▸ TASK DIRECTIONS: Gather all lines with "that" from the records.

[Entries taken from a collection]
## start

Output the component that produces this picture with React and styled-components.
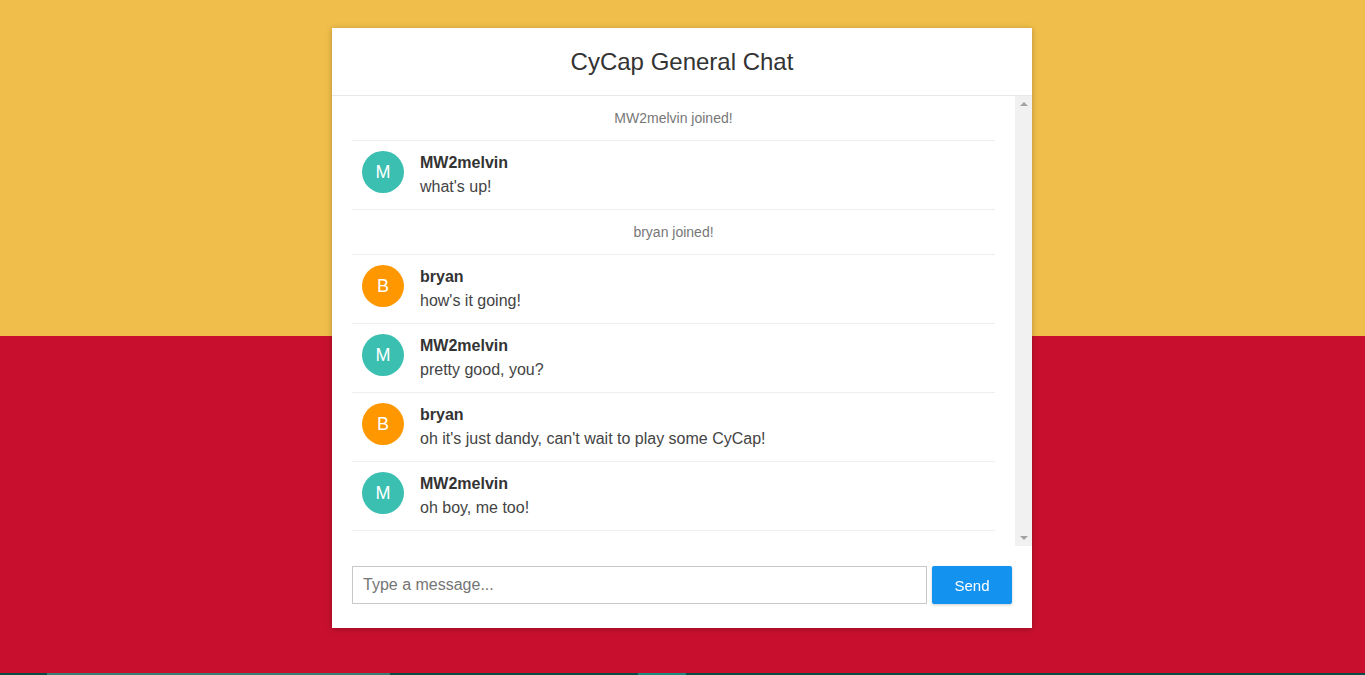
import React from "react";
import styled, { createGlobalStyle } from "styled-components";

const GlobalStyle = createGlobalStyle`
  html, body {
    margin: 0;
    padding: 0;
    overflow: hidden;
  }
  body {
    font-family: "Liberation Sans", Arial, sans-serif;
    color: #333;
  }
`;

const Page = styled.div`
  height: 673px;
  background: linear-gradient(to bottom, #f0be4a 0, #f0be4a 336px, #c8102e 336px, #c8102e 100%);
  display: flex;
  justify-content: center;
  align-items: flex-start;
  padding: 28px 1px 0 0;
  box-sizing: border-box;
`;

const Card = styled.div`
  width: 700px;
  height: 600px;
  background: #fff;
  box-shadow: 0 1px 6px rgba(0, 0, 0, 0.25);
  display: flex;
  flex-direction: column;
`;

const Header = styled.div`
  height: 67px;
  flex-shrink: 0;
  border-bottom: 1px solid #e8e8e8;
  display: flex;
  align-items: center;
  justify-content: center;
`;

const Title = styled.h1`
  margin: 0;
  font-size: 24px;
  font-weight: normal;
  color: #333;
`;

const Body = styled.div`
  height: 450px;
  flex-shrink: 0;
  display: flex;
`;

const List = styled.ul`
  flex: 1;
  margin: 0;
  padding: 0 20px;
  list-style: none;
  overflow: hidden;
`;

const Notice = styled.li`
  height: 44px;
  border-bottom: 1px solid #eee;
  display: flex;
  align-items: center;
  justify-content: center;
  font-size: 14px;
  color: #777;
`;

const Row = styled.li`
  height: 58px;
  border-bottom: 1px solid #eee;
  display: flex;
  align-items: flex-start;
  padding: 10px 10px 0;
  gap: 16px;
`;

const Avatar = styled.div`
  width: 42px;
  height: 42px;
  border-radius: 50%;
  background: ${props => props.color};
  color: #fff;
  font-size: 18px;
  display: flex;
  align-items: center;
  justify-content: center;
  flex-shrink: 0;
`;

const Bubble = styled.div`
  display: flex;
  flex-direction: column;
  padding-top: 1px;
`;

const Name = styled.span`
  font-size: 16px;
  font-weight: bold;
  line-height: 22px;
  color: #333;
`;

const Text = styled.span`
  font-size: 16px;
  line-height: 26px;
  color: #444;
`;

const Rail = styled.div`
  width: 17px;
  background: #f1f1f1;
  display: flex;
  flex-direction: column;
  justify-content: space-between;
  align-items: center;
  padding: 6px 0;
  box-sizing: border-box;
`;

const Arrow = styled.span`
  width: 0;
  height: 0;
  border-left: 4px solid transparent;
  border-right: 4px solid transparent;
  ${props =>
    props.down
      ? "border-top: 4px solid #a3a3a3;"
      : "border-bottom: 4px solid #a3a3a3;"}
`;

const Composer = styled.form`
  flex: 1;
  display: flex;
  align-items: flex-start;
  padding: 20px 20px 0;
  gap: 5px;
`;

const Input = styled.input`
  flex: 1;
  height: 38px;
  box-sizing: border-box;
  border: 1px solid #c8c8c8;
  padding: 0 10px;
  font-family: "Liberation Sans", Arial, sans-serif;
  font-size: 16px;
  color: #333;
  outline: none;
  &::placeholder {
    color: #757575;
  }
`;

const SendButton = styled.button`
  width: 80px;
  height: 38px;
  border: none;
  border-radius: 2px;
  background: #1492f0;
  color: #fff;
  font-family: "Liberation Sans", Arial, sans-serif;
  font-size: 15px;
  box-shadow: 0 1px 3px rgba(0, 0, 0, 0.2);
  cursor: pointer;
`;

const Taskbar = styled.div`
  height: 2px;
  background: #0b4a45;
  display: flex;
`;

const TaskItem = styled.div`
  width: ${props => props.w}px;
  margin-left: ${props => props.offset}px;
  background: ${props => props.color};
`;

const COLORS = { M: "#3bbfb0", B: "#ff9800" };

const feed = [
  { type: "notice", text: "MW2melvin joined!" },
  { type: "msg", user: "MW2melvin", text: "what's up!" },
  { type: "notice", text: "bryan joined!" },
  { type: "msg", user: "bryan", text: "how's it going!" },
  { type: "msg", user: "MW2melvin", text: "pretty good, you?" },
  { type: "msg", user: "bryan", text: "oh it's just dandy, can't wait to play some CyCap!" },
  { type: "msg", user: "MW2melvin", text: "oh boy, me too!" }
];

const App = () => {
  const initial = u => u.charAt(0).toUpperCase();
  return (
    <>
      <GlobalStyle />
      <Page>
        <Card>
          <Header>
            <Title>CyCap General Chat</Title>
          </Header>
          <Body>
            <List>
              {feed.map((item, i) =>
                item.type === "notice" ? (
                  <Notice key={i}>{item.text}</Notice>
                ) : (
                  <Row key={i}>
                    <Avatar color={COLORS[initial(item.user)]}>{initial(item.user)}</Avatar>
                    <Bubble>
                      <Name>{item.user}</Name>
                      <Text>{item.text}</Text>
                    </Bubble>
                  </Row>
                )
              )}
            </List>
            <Rail>
              <Arrow />
              <Arrow down />
            </Rail>
          </Body>
          <Composer onSubmit={e => e.preventDefault()}>
            <Input placeholder="Type a message..." autoFocus />
            <SendButton type="submit">Send</SendButton>
          </Composer>
        </Card>
      </Page>
      <Taskbar>
        <TaskItem offset={47} w={343} color="#3b7a75" />
        <TaskItem offset={248} w={48} color="#1a8a80" />
      </Taskbar>
    </>
  );
};

export default App;
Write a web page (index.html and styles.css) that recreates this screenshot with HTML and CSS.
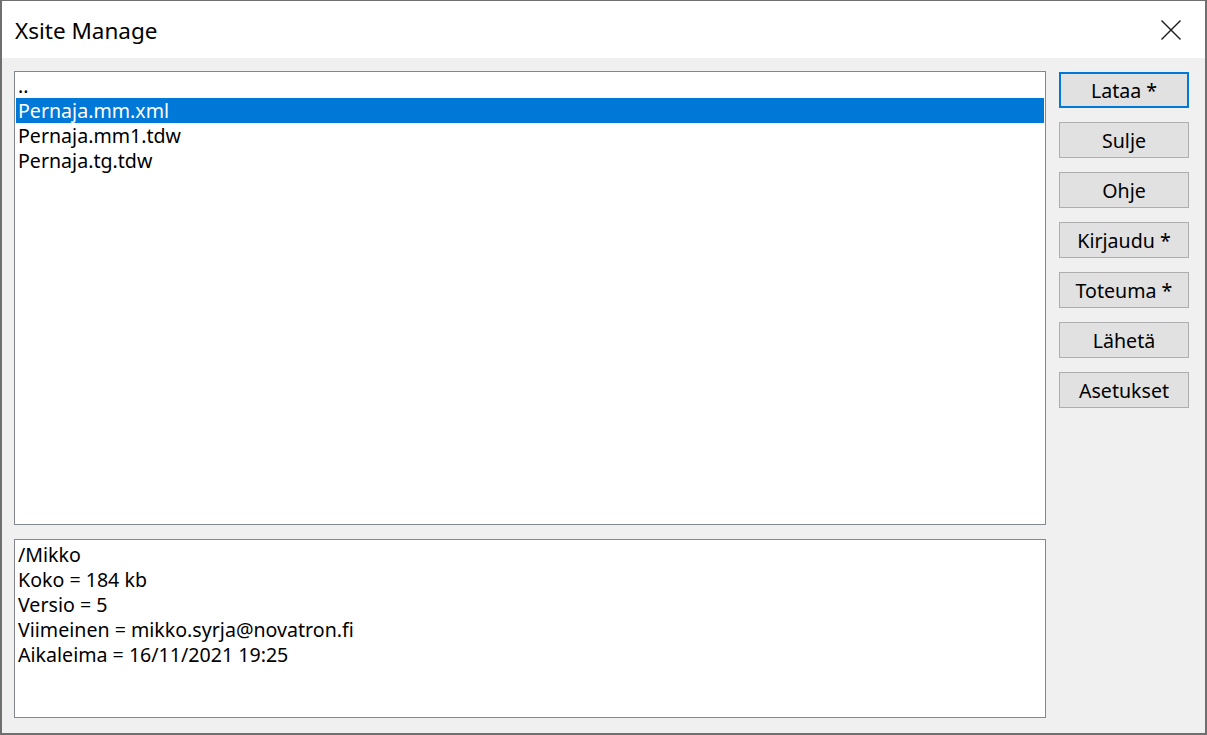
FILE: index.html
```html
<!DOCTYPE html>
<html>
<head>
<meta charset="utf-8">
<link rel="stylesheet" href="styles.css">
</head>
<body>
<div class="window">
  <div class="titlebar">
    <span class="title">Xsite Manage</span>
    <span class="close" aria-label="Close">
      <svg width="20" height="20" viewBox="0 0 20 20"><path d="M0.5 0.5 L19.5 19.5 M19.5 0.5 L0.5 19.5" stroke="#1a1a1a" stroke-width="1.4" fill="none"/></svg>
    </span>
  </div>
  <div class="content">
    <div class="left">
      <div class="listbox">
        <div class="item">..</div>
        <div class="item selected">Pernaja.mm.xml</div>
        <div class="item">Pernaja.mm1.tdw</div>
        <div class="item">Pernaja.tg.tdw</div>
      </div>
      <div class="infobox">
        <div class="line">/Mikko</div>
        <div class="line">Koko = 184 kb</div>
        <div class="line">Versio = 5</div>
        <div class="line">Viimeinen = mikko.syrja@novatron.fi</div>
        <div class="line">Aikaleima = 16/11/2021 19:25</div>
      </div>
    </div>
    <div class="buttons">
      <button class="btn default">Lataa *</button>
      <button class="btn">Sulje</button>
      <button class="btn">Ohje</button>
      <button class="btn">Kirjaudu *</button>
      <button class="btn">Toteuma *</button>
      <button class="btn">Lähetä</button>
      <button class="btn">Asetukset</button>
    </div>
  </div>
</div>
</body>
</html>
```
FILE: styles.css
```css
html, body {
  margin: 0;
  padding: 0;
  background: #ffffff;
}
body {
  font-family: "Noto Sans", "Open Sans", sans-serif;
  color: #000;
}
.window {
  box-sizing: border-box;
  width: 1207px;
  height: 735px;
  border-style: solid;
  border-color: #6f6f6f;
  border-width: 1px 2px 2px 2px;
  display: flex;
  flex-direction: column;
}
.titlebar {
  height: 57px;
  background: #ffffff;
  display: flex;
  align-items: center;
  justify-content: space-between;
  padding: 0 24px 0 13px;
  flex: none;
}
.title {
  font-size: 22.5px;
  color: #000;
  margin-top: 2px;
}
.close {
  display: flex;
  width: 20px;
  height: 20px;
  margin-top: 1px;
}
.content {
  flex: 1;
  background: #f0f0f0;
  display: flex;
  padding: 13px 16px 15px 12px;
  gap: 13px;
}
.left {
  flex: 1;
  display: flex;
  flex-direction: column;
  gap: 14px;
}
.listbox, .infobox {
  background: #fff;
  border: 1px solid #828790;
  padding: 1px;
  box-sizing: border-box;
}
.listbox {
  height: 454px;
}
.infobox {
  flex: 1;
  padding-top: 2px;
}
.item, .line {
  height: 25px;
  line-height: 25px;
  font-size: 19.6px;
  padding-left: 2px;
  white-space: nowrap;
}
.item.selected {
  background: #0078d7;
  color: #fff;
}
.buttons {
  width: 130px;
  display: flex;
  flex-direction: column;
  gap: 14px;
  padding-top: 1px;
}
.btn {
  box-sizing: border-box;
  width: 130px;
  height: 36px;
  background: #e1e1e1;
  border: 1px solid #adadad;
  font-family: "Noto Sans", "Open Sans", sans-serif;
  font-size: 19.6px;
  color: #000;
  padding: 0;
  margin: 0;
}
.btn.default {
  border: 2px solid #0078d7;
}
```
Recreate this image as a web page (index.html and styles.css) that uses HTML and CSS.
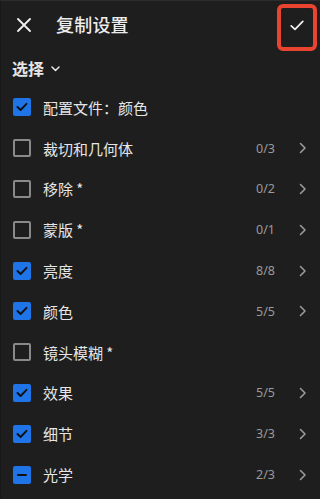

## end

▸ SOLUTION FOR THIS TASK:
Output the component that produces this picture with React and styled-components.
Write a web page (index.html and styles.css) that recreates this screenshot with HTML and CSS.
Recreate this image as a web page (index.html and styles.css) that uses HTML and CSS.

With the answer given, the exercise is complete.